What is being asked>
Copy all lines below exactly as written. Leave pictures out.

Available data>
* START *

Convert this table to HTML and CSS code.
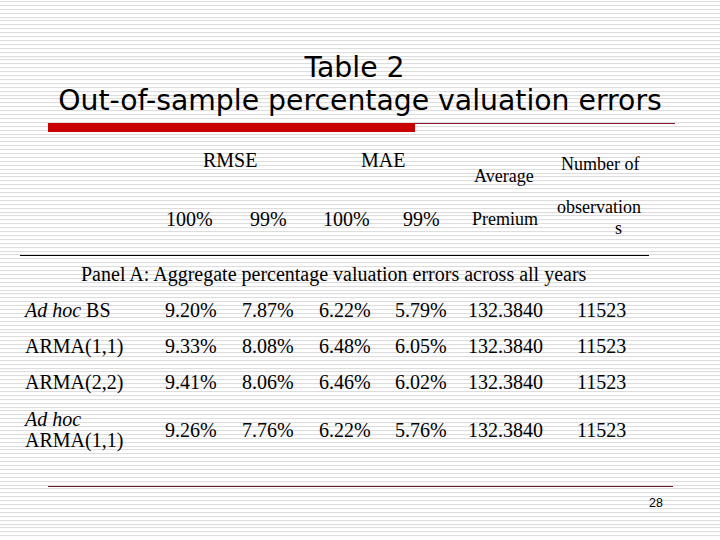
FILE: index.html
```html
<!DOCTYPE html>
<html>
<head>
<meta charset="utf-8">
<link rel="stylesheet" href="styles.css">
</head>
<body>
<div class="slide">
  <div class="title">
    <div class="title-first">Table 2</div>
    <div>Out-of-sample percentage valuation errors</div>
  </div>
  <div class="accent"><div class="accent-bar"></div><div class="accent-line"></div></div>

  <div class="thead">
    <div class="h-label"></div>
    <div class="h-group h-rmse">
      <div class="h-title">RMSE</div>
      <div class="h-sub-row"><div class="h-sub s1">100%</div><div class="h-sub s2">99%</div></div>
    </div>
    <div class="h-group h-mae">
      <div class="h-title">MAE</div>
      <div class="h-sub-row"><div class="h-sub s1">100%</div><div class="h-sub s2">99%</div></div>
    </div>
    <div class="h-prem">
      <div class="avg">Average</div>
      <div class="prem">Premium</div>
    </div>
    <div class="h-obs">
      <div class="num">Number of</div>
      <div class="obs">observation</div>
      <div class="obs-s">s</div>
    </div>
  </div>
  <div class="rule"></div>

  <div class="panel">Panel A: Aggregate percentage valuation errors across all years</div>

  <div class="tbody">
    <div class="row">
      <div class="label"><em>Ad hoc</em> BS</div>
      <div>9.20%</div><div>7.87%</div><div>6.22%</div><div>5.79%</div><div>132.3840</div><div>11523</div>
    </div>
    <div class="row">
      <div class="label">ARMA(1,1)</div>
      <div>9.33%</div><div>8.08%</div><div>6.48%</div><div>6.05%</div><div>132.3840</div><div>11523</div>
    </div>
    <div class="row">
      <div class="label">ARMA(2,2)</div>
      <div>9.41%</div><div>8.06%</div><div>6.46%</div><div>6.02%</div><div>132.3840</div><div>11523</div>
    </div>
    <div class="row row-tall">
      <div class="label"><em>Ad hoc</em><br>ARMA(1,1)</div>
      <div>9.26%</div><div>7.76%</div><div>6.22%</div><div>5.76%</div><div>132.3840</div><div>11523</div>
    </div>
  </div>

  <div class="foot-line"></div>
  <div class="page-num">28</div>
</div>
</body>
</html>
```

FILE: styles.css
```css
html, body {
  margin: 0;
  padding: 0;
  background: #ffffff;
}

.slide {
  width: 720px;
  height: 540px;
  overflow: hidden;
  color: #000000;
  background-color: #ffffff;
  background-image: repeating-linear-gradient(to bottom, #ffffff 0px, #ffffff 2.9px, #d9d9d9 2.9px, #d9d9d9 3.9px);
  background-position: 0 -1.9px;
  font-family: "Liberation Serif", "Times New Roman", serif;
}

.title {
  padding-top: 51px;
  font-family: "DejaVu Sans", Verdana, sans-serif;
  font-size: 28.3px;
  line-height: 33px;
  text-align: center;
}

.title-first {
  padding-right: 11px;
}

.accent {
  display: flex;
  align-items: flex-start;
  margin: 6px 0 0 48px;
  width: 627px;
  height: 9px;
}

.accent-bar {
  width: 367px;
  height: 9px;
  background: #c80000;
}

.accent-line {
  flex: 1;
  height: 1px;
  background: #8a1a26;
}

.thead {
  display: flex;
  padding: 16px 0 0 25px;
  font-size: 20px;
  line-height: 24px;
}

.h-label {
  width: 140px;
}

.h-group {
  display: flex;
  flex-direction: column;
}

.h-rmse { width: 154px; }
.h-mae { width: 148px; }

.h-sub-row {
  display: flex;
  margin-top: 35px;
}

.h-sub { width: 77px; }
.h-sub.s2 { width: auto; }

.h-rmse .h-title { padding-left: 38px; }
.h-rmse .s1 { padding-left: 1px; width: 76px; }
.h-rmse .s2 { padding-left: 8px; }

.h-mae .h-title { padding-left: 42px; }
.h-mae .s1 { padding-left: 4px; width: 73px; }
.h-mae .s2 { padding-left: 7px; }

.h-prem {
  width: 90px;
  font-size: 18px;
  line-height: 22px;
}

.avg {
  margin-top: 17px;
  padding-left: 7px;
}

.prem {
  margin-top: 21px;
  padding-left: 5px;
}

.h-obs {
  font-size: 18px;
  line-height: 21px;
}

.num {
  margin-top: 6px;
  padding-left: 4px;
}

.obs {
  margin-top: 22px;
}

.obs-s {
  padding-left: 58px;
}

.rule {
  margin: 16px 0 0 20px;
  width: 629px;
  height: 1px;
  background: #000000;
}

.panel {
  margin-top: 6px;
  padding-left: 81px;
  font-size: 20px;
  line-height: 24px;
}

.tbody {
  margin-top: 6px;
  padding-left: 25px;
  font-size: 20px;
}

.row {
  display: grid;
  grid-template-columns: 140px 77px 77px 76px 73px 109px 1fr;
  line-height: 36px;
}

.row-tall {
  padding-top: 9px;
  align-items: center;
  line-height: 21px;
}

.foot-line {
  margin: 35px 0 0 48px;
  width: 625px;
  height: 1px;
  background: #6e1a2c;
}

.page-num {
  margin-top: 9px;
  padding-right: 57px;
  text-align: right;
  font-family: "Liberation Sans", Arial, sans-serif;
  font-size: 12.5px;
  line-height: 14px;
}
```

* END *

Result for this exercise>
Convert this table to HTML and CSS code.
FILE: index.html
```html
<!DOCTYPE html>
<html>
<head>
<meta charset="utf-8">
<link rel="stylesheet" href="styles.css">
</head>
<body>
<div class="slide">
  <div class="title">
    <div class="title-first">Table 2</div>
    <div>Out-of-sample percentage valuation errors</div>
  </div>
  <div class="accent"><div class="accent-bar"></div><div class="accent-line"></div></div>

  <div class="thead">
    <div class="h-label"></div>
    <div class="h-group h-rmse">
      <div class="h-title">RMSE</div>
      <div class="h-sub-row"><div class="h-sub s1">100%</div><div class="h-sub s2">99%</div></div>
    </div>
    <div class="h-group h-mae">
      <div class="h-title">MAE</div>
      <div class="h-sub-row"><div class="h-sub s1">100%</div><div class="h-sub s2">99%</div></div>
    </div>
    <div class="h-prem">
      <div class="avg">Average</div>
      <div class="prem">Premium</div>
    </div>
    <div class="h-obs">
      <div class="num">Number of</div>
      <div class="obs">observation</div>
      <div class="obs-s">s</div>
    </div>
  </div>
  <div class="rule"></div>

  <div class="panel">Panel A: Aggregate percentage valuation errors across all years</div>

  <div class="tbody">
    <div class="row">
      <div class="label"><em>Ad hoc</em> BS</div>
      <div>9.20%</div><div>7.87%</div><div>6.22%</div><div>5.79%</div><div>132.3840</div><div>11523</div>
    </div>
    <div class="row">
      <div class="label">ARMA(1,1)</div>
      <div>9.33%</div><div>8.08%</div><div>6.48%</div><div>6.05%</div><div>132.3840</div><div>11523</div>
    </div>
    <div class="row">
      <div class="label">ARMA(2,2)</div>
      <div>9.41%</div><div>8.06%</div><div>6.46%</div><div>6.02%</div><div>132.3840</div><div>11523</div>
    </div>
    <div class="row row-tall">
      <div class="label"><em>Ad hoc</em><br>ARMA(1,1)</div>
      <div>9.26%</div><div>7.76%</div><div>6.22%</div><div>5.76%</div><div>132.3840</div><div>11523</div>
    </div>
  </div>

  <div class="foot-line"></div>
  <div class="page-num">28</div>
</div>
</body>
</html>
```

FILE: styles.css
```css
html, body {
  margin: 0;
  padding: 0;
  background: #ffffff;
}

.slide {
  width: 720px;
  height: 540px;
  overflow: hidden;
  color: #000000;
  background-color: #ffffff;
  background-image: repeating-linear-gradient(to bottom, #ffffff 0px, #ffffff 2.9px, #d9d9d9 2.9px, #d9d9d9 3.9px);
  background-position: 0 -1.9px;
  font-family: "Liberation Serif", "Times New Roman", serif;
}

.title {
  padding-top: 51px;
  font-family: "DejaVu Sans", Verdana, sans-serif;
  font-size: 28.3px;
  line-height: 33px;
  text-align: center;
}

.title-first {
  padding-right: 11px;
}

.accent {
  display: flex;
  align-items: flex-start;
  margin: 6px 0 0 48px;
  width: 627px;
  height: 9px;
}

.accent-bar {
  width: 367px;
  height: 9px;
  background: #c80000;
}

.accent-line {
  flex: 1;
  height: 1px;
  background: #8a1a26;
}

.thead {
  display: flex;
  padding: 16px 0 0 25px;
  font-size: 20px;
  line-height: 24px;
}

.h-label {
  width: 140px;
}

.h-group {
  display: flex;
  flex-direction: column;
}

.h-rmse { width: 154px; }
.h-mae { width: 148px; }

.h-sub-row {
  display: flex;
  margin-top: 35px;
}

.h-sub { width: 77px; }
.h-sub.s2 { width: auto; }

.h-rmse .h-title { padding-left: 38px; }
.h-rmse .s1 { padding-left: 1px; width: 76px; }
.h-rmse .s2 { padding-left: 8px; }

.h-mae .h-title { padding-left: 42px; }
.h-mae .s1 { padding-left: 4px; width: 73px; }
.h-mae .s2 { padding-left: 7px; }

.h-prem {
  width: 90px;
  font-size: 18px;
  line-height: 22px;
}

.avg {
  margin-top: 17px;
  padding-left: 7px;
}

.prem {
  margin-top: 21px;
  padding-left: 5px;
}

.h-obs {
  font-size: 18px;
  line-height: 21px;
}

.num {
  margin-top: 6px;
  padding-left: 4px;
}

.obs {
  margin-top: 22px;
}

.obs-s {
  padding-left: 58px;
}

.rule {
  margin: 16px 0 0 20px;
  width: 629px;
  height: 1px;
  background: #000000;
}

.panel {
  margin-top: 6px;
  padding-left: 81px;
  font-size: 20px;
  line-height: 24px;
}

.tbody {
  margin-top: 6px;
  padding-left: 25px;
  font-size: 20px;
}

.row {
  display: grid;
  grid-template-columns: 140px 77px 77px 76px 73px 109px 1fr;
  line-height: 36px;
}

.row-tall {
  padding-top: 9px;
  align-items: center;
  line-height: 21px;
}

.foot-line {
  margin: 35px 0 0 48px;
  width: 625px;
  height: 1px;
  background: #6e1a2c;
}

.page-num {
  margin-top: 9px;
  padding-right: 57px;
  text-align: right;
  font-family: "Liberation Sans", Arial, sans-serif;
  font-size: 12.5px;
  line-height: 14px;
}
```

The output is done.